Emperor Leo the Izauryn of Constantinople, influenced by the Islamic mentality persecuted the holy practice of icon and holy image veneration. Many religious objects were destroyed during the period of Iconoclasm; nonetheless the Holy Icon was kept hidden in the palace by Empress Irene and her daughter, who remained faithful to the Church of Jesus Christ. For approximately five hundred years, the Icon was passed on from Empress to daughter. From Constantinople it was translated to Russia and then to Poland. During its history it was owned by Emperor Charles the Great, who presented it to the Hungarian Prince Leo of Ruthenia. In the eleventh century, the Prince prayed to Our Lady to aid his small army against invading enemy troops. A thick darkness descended upon the enemy troops who in fright attacked each other. The Icon remained in Belsk till the times of King Casmir of Poland (1333-1370). During these days a cousin of Casmir, Saint Ladislaus of Hungary was given the charge to capture the Russian forts in Ukraine. Saint Ladislaus captured the castle of Belsk and had the Icon transferred to a chapel. During an ensuing battle against Tartars, an arrow was shot through one of the chapel windows and landed striking the painting in the throat. The Tartars re-attacked Belsk and the Prince resolved to leave the city and carry the Icon to safety to the town of Opala.
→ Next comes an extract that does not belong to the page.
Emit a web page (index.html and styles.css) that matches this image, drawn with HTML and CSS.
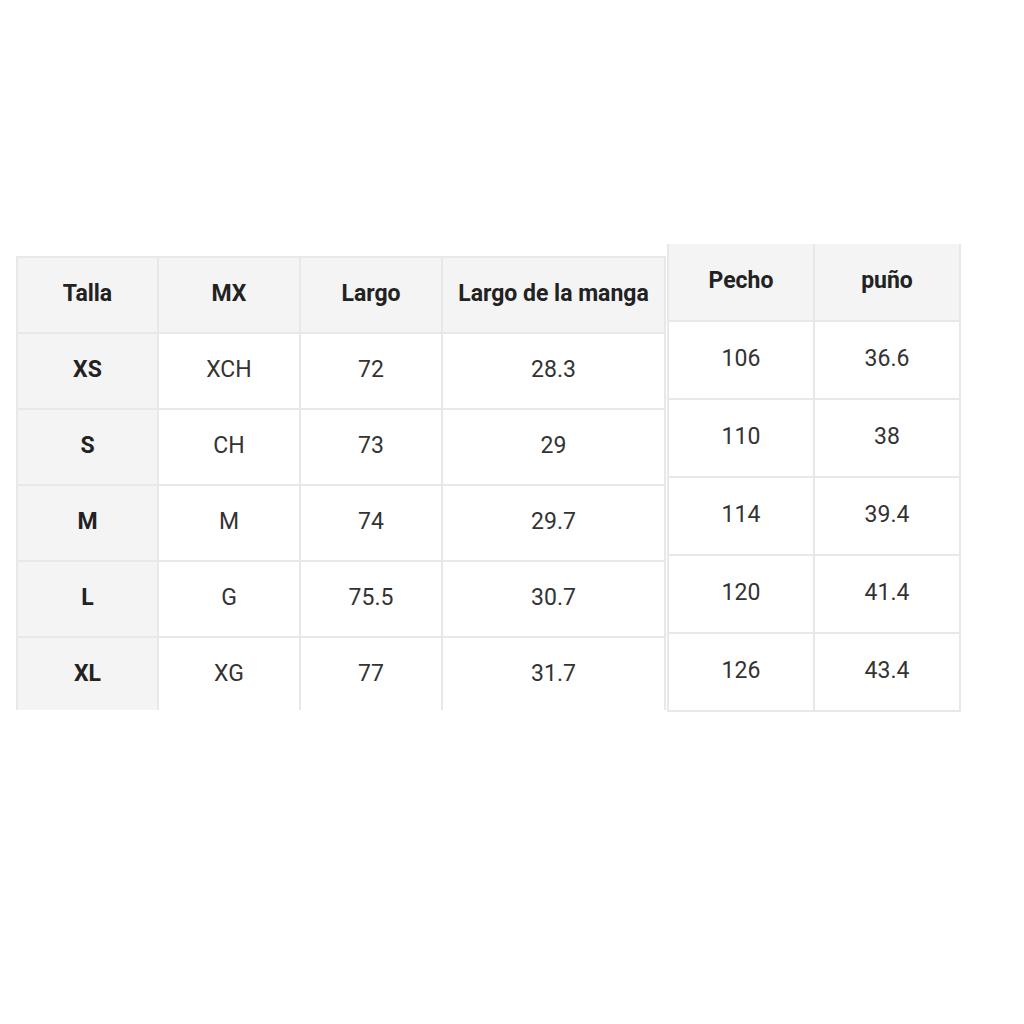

In August of 1382, the Prince reached Czestochowa and placing the Icon in the Chapel of Our Lady of the Assumption, retired for the night. The morrow, the Prince intended to move the Image elsewhere, the Icon was taken into a carriage. But the carriage would not budge, the struggling horses were incapable of moving the carriage and on realizing the miraculous nature of the event, the Prince fell onto his knees, before the sacred Icon of Mary. He prayed to her asking, “What should I do with your Image, dear Mother?” Our Lady was quick to reply as the Prince had a recurring dream, and was emphatically told to leave the miraculous Image of Our Lady and Child, at Jasna Gora in Czestochowa. On August 26, 1382, the Icon was taken in procession back to the Chapel of Our Lady of the Assumption. Prince Ladislaus constructed a church and monastery on the Hill of Jasna Gora and brought monks of Saint Paul of the Desert, from Hungary to guard the miraculous Image.

The Sanctuary of Our Lady of Czestochowa, became a place of pilgrimage. Today, the Christian pilgrim can still visit this shrine and view the ancient Image painted by Saint Luke. Historical events testify to the miraculous nature of this Icon. For example when Saint Jadwiga of Poland was asked to find a husband by her courtiers and noblemen, she initially desired to marry a Hapsburgian Prince, however, her people were against the union and strongly pleaded with her to marry Jagiello of Lithuania. The princess was much troubled regarding this matter and one day took refuge in the Castle’s Cathedral in Krakowia, to pray beneath the cross of Our Lord. She prayed ardently and begged the Lord to inspire her on the decision, of whom to take for a husband. Whilst praying she lifted her head towards the cross and beheld the radiant face of Christ who spoke to her. The Lord asked Princess Jadwiga, to kindly listen to the supplications of her people and take Prince Jagiello of Lithuania for husband. He said, “My dear child please help me carry my cross to Lithuania.” The Princess accordingly placed her trust in the Lord and married Jagiello. Duke Jagiello converted to Catholicism and became King. The King and Queen sent missionaries to Lithuania and evangelized the pagan Lithuanians winning many converts to Christianity. King Ladislaus Jagiello built Our Lady’s Cathedral at Jasna Gora.

In 1430, Poland was invaded by the Hussites, who were a mixture of Turks, Tatars, Mongolians, Russians and Cossacks. This barbarous horde pillaged and burnt wherever they proceeded. The army attacked Jasna Gora and the precious Icon fell into their depraved hands. They handled the Icon profanely, loading it onto a carriage they intended to leave the town. At the limits of the town the horses halted and nothing would get them to move. The Hussites remembered that this phenomenon had previously occurred and in a fit of rage, one of these Hussites, flung the Holy Image out onto the ground. He smashed the Image in two and struck the face of Our Lady with his sword, the first time, the second time and on lifting his sword to strike a third time, he fell to the ground, writhing in pain and agony, death soon followed. The other Hussites left and the carriage proceeded onwards. The Pauline monks found the Image covered in mud and blood. A miraculous fountain sprang near by and the monks cleaned the Icon with this water. Since the Hussite event, in the attempt at removing the scars, the Icon was subjected to numerous restorations the last one carried out in 1925. Following each restoration the terrible marks caused by the Hussite’s sword and the arrow, reappeared. The dark coloration of the Icon earned it the title of the ‘Black Madonna,’ an attribute given to many other miraculous icons. This appellation is also present in the Canticle of Canticles, “I am black but beautiful.” Our Lady of Czestochowa’s Feast Days are held on May 3, August 15 and August 26.